▶ **SOURCE MATERIAL**
★ ★ ★ ★

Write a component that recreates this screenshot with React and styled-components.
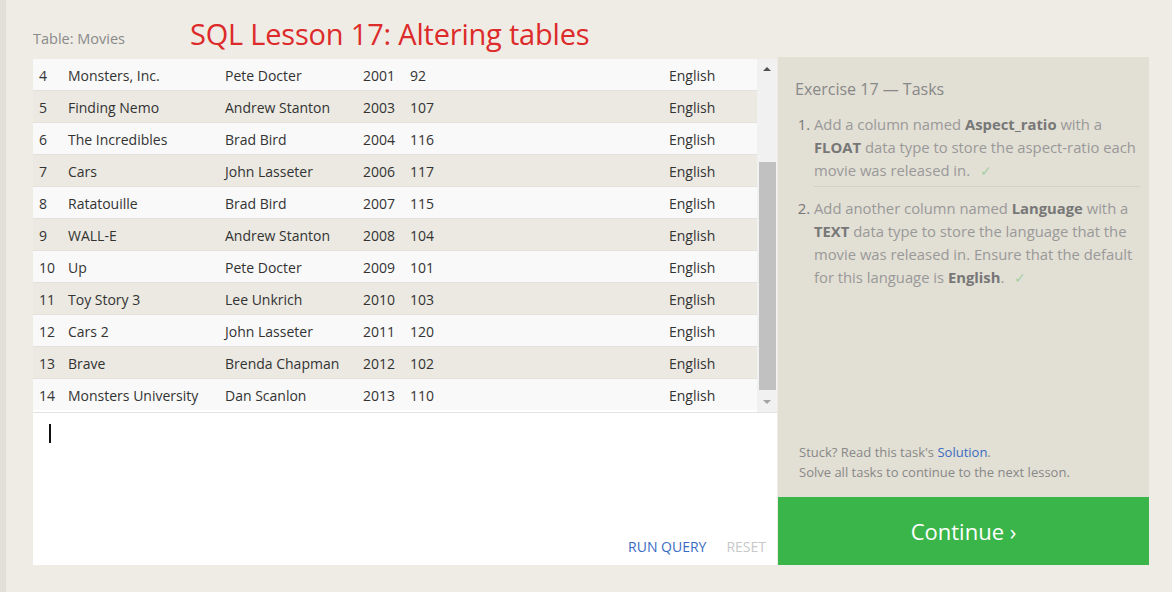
import React from 'react'
import styled, { createGlobalStyle } from 'styled-components'

const GlobalStyle = createGlobalStyle`
    html, body {
        margin:0;
        padding:0;
        background:#efece5;
        font-family:"Open Sans", "Noto Sans", sans-serif;
    }
`

const movies = [
    [4, 'Monsters, Inc.', 'Pete Docter', 2001, 92],
    [5, 'Finding Nemo', 'Andrew Stanton', 2003, 107],
    [6, 'The Incredibles', 'Brad Bird', 2004, 116],
    [7, 'Cars', 'John Lasseter', 2006, 117],
    [8, 'Ratatouille', 'Brad Bird', 2007, 115],
    [9, 'WALL-E', 'Andrew Stanton', 2008, 104],
    [10, 'Up', 'Pete Docter', 2009, 101],
    [11, 'Toy Story 3', 'Lee Unkrich', 2010, 103],
    [12, 'Cars 2', 'John Lasseter', 2011, 120],
    [13, 'Brave', 'Brenda Chapman', 2012, 102],
    [14, 'Monsters University', 'Dan Scanlon', 2013, 110],
]

function App() {
    return (
        <Page>
            <GlobalStyle />
            <Header>
                <TableLabel>Table: Movies</TableLabel>
                <Title>SQL Lesson 17: Altering tables</Title>
            </Header>
            <Main>
                <Workspace>
                    <TableArea>
                        <Rows>
                            {movies.map((m, i) => (
                                <Row key={m[0]} $even={i % 2 === 1}>
                                    <Cell>{m[0]}</Cell>
                                    <Cell>{m[1]}</Cell>
                                    <Cell>{m[2]}</Cell>
                                    <Cell>{m[3]}</Cell>
                                    <Cell>{m[4]}</Cell>
                                    <Cell>English</Cell>
                                </Row>
                            ))}
                        </Rows>
                        <Scrollbar>
                            <Arrow $up />
                            <Track>
                                <Thumb />
                            </Track>
                            <Arrow />
                        </Scrollbar>
                    </TableArea>
                    <Editor>
                        <Caret />
                        <EditorActions>
                            <ActionButton>RUN QUERY</ActionButton>
                            <ActionButton $disabled>RESET</ActionButton>
                        </EditorActions>
                    </Editor>
                </Workspace>
                <Sidebar>
                    <Tasks>
                        <TasksTitle>Exercise 17 — Tasks</TasksTitle>
                        <TaskList>
                            <Task>
                                Add a column named <b>Aspect_ratio</b> with a <b>FLOAT</b> data type to store the aspect-ratio each movie was released in.
                                <Check>✓</Check>
                            </Task>
                            <Task>
                                Add another column named <b>Language</b> with a <b>TEXT</b> data type to store the language that the movie was released in. Ensure that the default for this language is <b>English</b>.
                                <Check>✓</Check>
                            </Task>
                        </TaskList>
                    </Tasks>
                    <Hint>
                        Stuck? Read this task's <HintLink>Solution</HintLink>.<br />
                        Solve all tasks to continue to the next lesson.
                    </Hint>
                    <ContinueButton>Continue ›</ContinueButton>
                </Sidebar>
            </Main>
        </Page>
    )
}

export default App

const Page = styled.div`
    min-height:592px;
    box-sizing:border-box;
    border-left:6px solid #e2dfd9;
    padding:0 23px 0 27px;
`

const Header = styled.div`
    height:57px;
    display:flex;
    align-items:flex-end;
    box-sizing:border-box;
`

const TableLabel = styled.div`
    font-size:14.5px;
    color:#8a8a8a;
    width:157px;
    padding-bottom:9px;
`

const Title = styled.h1`
    margin:0;
    font-size:29px;
    font-weight:400;
    color:#dd2a2a;
    padding-bottom:4px;
    letter-spacing:-0.2px;
`

const Main = styled.div`
    display:flex;
    height:508px;
`

const Workspace = styled.div`
    width:744px;
    margin-top:2px;
    background:#fff;
    display:flex;
    flex-direction:column;
`

const TableArea = styled.div`
    display:flex;
    height:353px;
    border-bottom:1px solid #e4e2dc;
`

const Rows = styled.div`
    flex:1;
    overflow:hidden;
`

const Row = styled.div`
    display:grid;
    grid-template-columns:29px 157px 138px 47px 259px 1fr;
    height:29px;
    align-items:center;
    padding:2px 0 0 6px;
    border-bottom:1px solid #e4e2dc;
    background:${p => (p.$even ? '#ebe9e2' : '#f9f9f9')};
    font-size:14px;
    color:#333;
    &:last-child{
        border-bottom:none;
    }
`

const Cell = styled.div`
    white-space:nowrap;
`

const Scrollbar = styled.div`
    width:20px;
    background:#f1f1f1;
    display:flex;
    flex-direction:column;
    align-items:center;
`

const Arrow = styled.div`
    height:20px;
    width:20px;
    display:flex;
    align-items:center;
    justify-content:center;
    &:before{
        content:"";
        border-left:4px solid transparent;
        border-right:4px solid transparent;
        ${p => (p.$up
            ? 'border-bottom:4px solid #505050;'
            : 'border-top:4px solid #a3a3a3;')}
    }
`

const Track = styled.div`
    flex:1;
    width:100%;
    display:flex;
    flex-direction:column;
    justify-content:flex-end;
    padding:0 1px 2px 2px;
    box-sizing:border-box;
`

const Thumb = styled.div`
    height:228px;
    background:#c1c1c1;
`

const Editor = styled.div`
    flex:1;
    display:flex;
    flex-direction:column;
    justify-content:space-between;
    padding:11px 11px 9px 16px;
`

const Caret = styled.div`
    width:2px;
    height:19px;
    background:#111;
`

const EditorActions = styled.div`
    display:flex;
    justify-content:flex-end;
    gap:20px;
`

const ActionButton = styled.span`
    font-size:14px;
    color:${p => (p.$disabled ? '#c8c8c8' : '#3a6bc2')};
    cursor:pointer;
`

const Sidebar = styled.div`
    width:371px;
    margin-left:1px;
    background:#e2dfd4;
    display:flex;
    flex-direction:column;
`

const Tasks = styled.div`
    flex:1;
    padding:21px 5px 0 17px;
`

const TasksTitle = styled.div`
    font-size:16px;
    color:#888;
    margin-bottom:13px;
`

const TaskList = styled.ol`
    margin:0;
    padding-left:19px;
    color:#999;
    font-size:14.8px;
    line-height:23px;
    b{
        color:#777;
        font-weight:700;
    }
    li::marker{
        color:#777;
    }
`

const Task = styled.li`
    padding:0 0 4px;
    margin-right:4px;
    & + &{
        border-top:1px solid #d3d0c6;
        padding-top:10px;
    }
`

const Check = styled.span`
    color:#a4d0a4;
    margin-left:10px;
    font-size:14px;
`

const Hint = styled.div`
    padding:0 0 15px 21px;
    font-size:13px;
    line-height:20px;
    color:#888;
`

const HintLink = styled.a`
    color:#3a6bc2;
`

const ContinueButton = styled.div`
    height:68px;
    background:#3ab54a;
    color:#fff;
    font-size:22px;
    display:flex;
    align-items:center;
    justify-content:center;
    cursor:pointer;
`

★ ★ ★ ★

In the copy, include no pictures; restate the listing above exactly.

▶ **EXERCISE OUTPUT**
Write a component that recreates this screenshot with React and styled-components.
import React from 'react'
import styled, { createGlobalStyle } from 'styled-components'

const GlobalStyle = createGlobalStyle`
    html, body {
        margin:0;
        padding:0;
        background:#efece5;
        font-family:"Open Sans", "Noto Sans", sans-serif;
    }
`

const movies = [
    [4, 'Monsters, Inc.', 'Pete Docter', 2001, 92],
    [5, 'Finding Nemo', 'Andrew Stanton', 2003, 107],
    [6, 'The Incredibles', 'Brad Bird', 2004, 116],
    [7, 'Cars', 'John Lasseter', 2006, 117],
    [8, 'Ratatouille', 'Brad Bird', 2007, 115],
    [9, 'WALL-E', 'Andrew Stanton', 2008, 104],
    [10, 'Up', 'Pete Docter', 2009, 101],
    [11, 'Toy Story 3', 'Lee Unkrich', 2010, 103],
    [12, 'Cars 2', 'John Lasseter', 2011, 120],
    [13, 'Brave', 'Brenda Chapman', 2012, 102],
    [14, 'Monsters University', 'Dan Scanlon', 2013, 110],
]

function App() {
    return (
        <Page>
            <GlobalStyle />
            <Header>
                <TableLabel>Table: Movies</TableLabel>
                <Title>SQL Lesson 17: Altering tables</Title>
            </Header>
            <Main>
                <Workspace>
                    <TableArea>
                        <Rows>
                            {movies.map((m, i) => (
                                <Row key={m[0]} $even={i % 2 === 1}>
                                    <Cell>{m[0]}</Cell>
                                    <Cell>{m[1]}</Cell>
                                    <Cell>{m[2]}</Cell>
                                    <Cell>{m[3]}</Cell>
                                    <Cell>{m[4]}</Cell>
                                    <Cell>English</Cell>
                                </Row>
                            ))}
                        </Rows>
                        <Scrollbar>
                            <Arrow $up />
                            <Track>
                                <Thumb />
                            </Track>
                            <Arrow />
                        </Scrollbar>
                    </TableArea>
                    <Editor>
                        <Caret />
                        <EditorActions>
                            <ActionButton>RUN QUERY</ActionButton>
                            <ActionButton $disabled>RESET</ActionButton>
                        </EditorActions>
                    </Editor>
                </Workspace>
                <Sidebar>
                    <Tasks>
                        <TasksTitle>Exercise 17 — Tasks</TasksTitle>
                        <TaskList>
                            <Task>
                                Add a column named <b>Aspect_ratio</b> with a <b>FLOAT</b> data type to store the aspect-ratio each movie was released in.
                                <Check>✓</Check>
                            </Task>
                            <Task>
                                Add another column named <b>Language</b> with a <b>TEXT</b> data type to store the language that the movie was released in. Ensure that the default for this language is <b>English</b>.
                                <Check>✓</Check>
                            </Task>
                        </TaskList>
                    </Tasks>
                    <Hint>
                        Stuck? Read this task's <HintLink>Solution</HintLink>.<br />
                        Solve all tasks to continue to the next lesson.
                    </Hint>
                    <ContinueButton>Continue ›</ContinueButton>
                </Sidebar>
            </Main>
        </Page>
    )
}

export default App

const Page = styled.div`
    min-height:592px;
    box-sizing:border-box;
    border-left:6px solid #e2dfd9;
    padding:0 23px 0 27px;
`

const Header = styled.div`
    height:57px;
    display:flex;
    align-items:flex-end;
    box-sizing:border-box;
`

const TableLabel = styled.div`
    font-size:14.5px;
    color:#8a8a8a;
    width:157px;
    padding-bottom:9px;
`

const Title = styled.h1`
    margin:0;
    font-size:29px;
    font-weight:400;
    color:#dd2a2a;
    padding-bottom:4px;
    letter-spacing:-0.2px;
`

const Main = styled.div`
    display:flex;
    height:508px;
`

const Workspace = styled.div`
    width:744px;
    margin-top:2px;
    background:#fff;
    display:flex;
    flex-direction:column;
`

const TableArea = styled.div`
    display:flex;
    height:353px;
    border-bottom:1px solid #e4e2dc;
`

const Rows = styled.div`
    flex:1;
    overflow:hidden;
`

const Row = styled.div`
    display:grid;
    grid-template-columns:29px 157px 138px 47px 259px 1fr;
    height:29px;
    align-items:center;
    padding:2px 0 0 6px;
    border-bottom:1px solid #e4e2dc;
    background:${p => (p.$even ? '#ebe9e2' : '#f9f9f9')};
    font-size:14px;
    color:#333;
    &:last-child{
        border-bottom:none;
    }
`

const Cell = styled.div`
    white-space:nowrap;
`

const Scrollbar = styled.div`
    width:20px;
    background:#f1f1f1;
    display:flex;
    flex-direction:column;
    align-items:center;
`

const Arrow = styled.div`
    height:20px;
    width:20px;
    display:flex;
    align-items:center;
    justify-content:center;
    &:before{
        content:"";
        border-left:4px solid transparent;
        border-right:4px solid transparent;
        ${p => (p.$up
            ? 'border-bottom:4px solid #505050;'
            : 'border-top:4px solid #a3a3a3;')}
    }
`

const Track = styled.div`
    flex:1;
    width:100%;
    display:flex;
    flex-direction:column;
    justify-content:flex-end;
    padding:0 1px 2px 2px;
    box-sizing:border-box;
`

const Thumb = styled.div`
    height:228px;
    background:#c1c1c1;
`

const Editor = styled.div`
    flex:1;
    display:flex;
    flex-direction:column;
    justify-content:space-between;
    padding:11px 11px 9px 16px;
`

const Caret = styled.div`
    width:2px;
    height:19px;
    background:#111;
`

const EditorActions = styled.div`
    display:flex;
    justify-content:flex-end;
    gap:20px;
`

const ActionButton = styled.span`
    font-size:14px;
    color:${p => (p.$disabled ? '#c8c8c8' : '#3a6bc2')};
    cursor:pointer;
`

const Sidebar = styled.div`
    width:371px;
    margin-left:1px;
    background:#e2dfd4;
    display:flex;
    flex-direction:column;
`

const Tasks = styled.div`
    flex:1;
    padding:21px 5px 0 17px;
`

const TasksTitle = styled.div`
    font-size:16px;
    color:#888;
    margin-bottom:13px;
`

const TaskList = styled.ol`
    margin:0;
    padding-left:19px;
    color:#999;
    font-size:14.8px;
    line-height:23px;
    b{
        color:#777;
        font-weight:700;
    }
    li::marker{
        color:#777;
    }
`

const Task = styled.li`
    padding:0 0 4px;
    margin-right:4px;
    & + &{
        border-top:1px solid #d3d0c6;
        padding-top:10px;
    }
`

const Check = styled.span`
    color:#a4d0a4;
    margin-left:10px;
    font-size:14px;
`

const Hint = styled.div`
    padding:0 0 15px 21px;
    font-size:13px;
    line-height:20px;
    color:#888;
`

const HintLink = styled.a`
    color:#3a6bc2;
`

const ContinueButton = styled.div`
    height:68px;
    background:#3ab54a;
    color:#fff;
    font-size:22px;
    display:flex;
    align-items:center;
    justify-content:center;
    cursor:pointer;
`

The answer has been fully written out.